Em Portugal estamos sempre reféns das (in)decisões arbitrárias. A ausência de capacidade de decisão em relação a projetos emblemáticos como o TGV e o novo aeroporto servem frequentemente de justificação para que nunca se possa sequer pensar em projetos ambiciosos. A nacional procrastinação usada como torpe justificação. É só mais uma das justificações dadas para não falarmos de nuclear em Portugal, porque tem sido amplamente vendida a crença de que vamos conseguir a meta de 100% renováveis.
Entretanto países como a Suécia, cuja penetração hídrica é similar a Portugal, e tem quase tanto, em vez de importar 20% da eletricidade dos países vizinhos, usa nuclear, e, a pensar no futuro eletrificado, está a considerar expandir o nuclear.
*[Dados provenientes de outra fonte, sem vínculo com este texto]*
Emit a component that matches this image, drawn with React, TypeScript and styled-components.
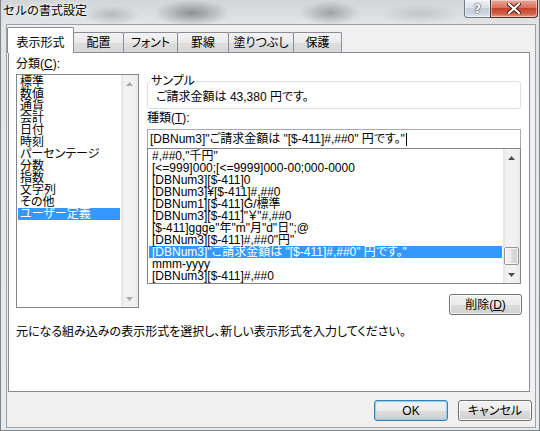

Por cá, estamos reféns do nacional “achismo” porque todos acham que conhecem a solução e a sua opção é a melhor. A ausência de estudos sérios favorece os muitos que vão “achando” ao sabor da corrente vigente e passando as suas certezas opinativas e ideologias como verdades incontestáveis. A estes, o argumento de que a mediocridade das indecisões do passado deve subsistir em decisões futuras só serve de justificação para nunca se pensar numa estratégia para o futuro.
Na Alemanha a transição energética está a ser demasiado lenta, demasiado cara e demasiado incerta. Portugal trilha o mesmo caminho, apesar do laudatório à produção das renováveis nos últimos dias (que tende a esquecer que esta gerou um sobrecusto, como designado pela ERSE). Qual será o custo total? Sobre quem recairá este custo não restam dúvidas: será sempre o consumidor.